Manifest Destiny achieved many things, apart from securing the future site of Disneyland.

  • It wiped out the people who had inhabited those lands for a thousand years.
  • It replaced their land-worshiping practices with economic imperatives, including extractive industries like mining and oil drilling, and it flooded vast portions of the west for hydro power, while diverting wild rivers into faucets, farm fields, and the fountains at the Bellagio.
  • It employed that sense of “duty” to justify genocide, fungible treaties, and four hundred years of slavery.

So, what now? Hand the land back to the relatives of the displaced people, and head back to Europe? That ship sailed long ago — right after the Nina, the Pinta, and the Santa Maria, in fact.

But now, with the benefit of hindsight, we can refocus a bit, as we take note of the cultures that came before us on this land. A few weeks ago I visited Bandelier National Monument, forty miles west of Santa Fe. The attraction was the cliff dwellings of the ancient Puebloan people who lived there 1,500 years ago.

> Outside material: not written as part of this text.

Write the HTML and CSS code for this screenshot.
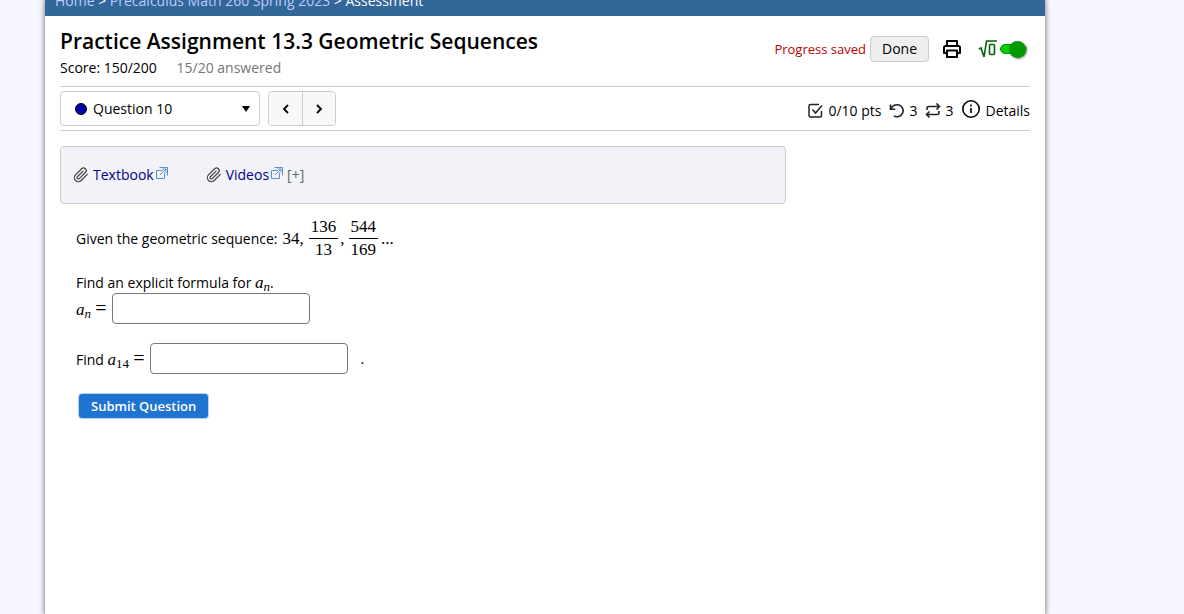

Part of the thrill of that monument is climbing a series of forty-rung ladders up to the site of the dwellings, which made me wonder how Puebloan toddlers and grannies did it. As I looked up at the ladders in fear, I spotted a guy coming down with exceptional dexterity, so I sought his advice. Not only was he a descendant of the Puebloan people who lived in these very dwellings, but a firefighter as well.

His counsel, based on a career climbing up and down ladders: “Forget about the heights, and take it one rung at a time.”

It’s not a bad approach on Indigenous People’s Day, for all of us whose indigenousness, like mine, came at the expense of the people who were brutalized to make room for me.

Just take one rung at a time:

  1. Acknowledgement: Stop fighting history, and confront what happened.
  2. Education: Of ourselves and our kids in the terrible legacies we’re benefiting from, even today.
  3. Atonement: Sharing a debt to those whose blood and bones are still buried in the foundation of our civilization. Let’s face it: It stinks down there.

It was eerie, in fact, climbing up one hundred rungs to the Long House in the cliffs high above Bandelier. I had the sense that the ancient Puebloans had only just extinguished their cook fires, gathered up corn and squash seeds and dried beans, lashed their kids to their backs, and moved on. Actually, they had done so about a thousand years before my Mayflower relatives floated onto the scene.

In fact, the Cookes and the Warrens had no more claim to this continent than I have to England when I step off an airplane at Heathrow. And yet, my relatives were the vanguard of centuries of violence against the people they and their descendants — that’s me! — displaced.

There’s a moral mortgage on my house and the land it sits on — one I can never repay. But at least I can stop pretending that I invented the place.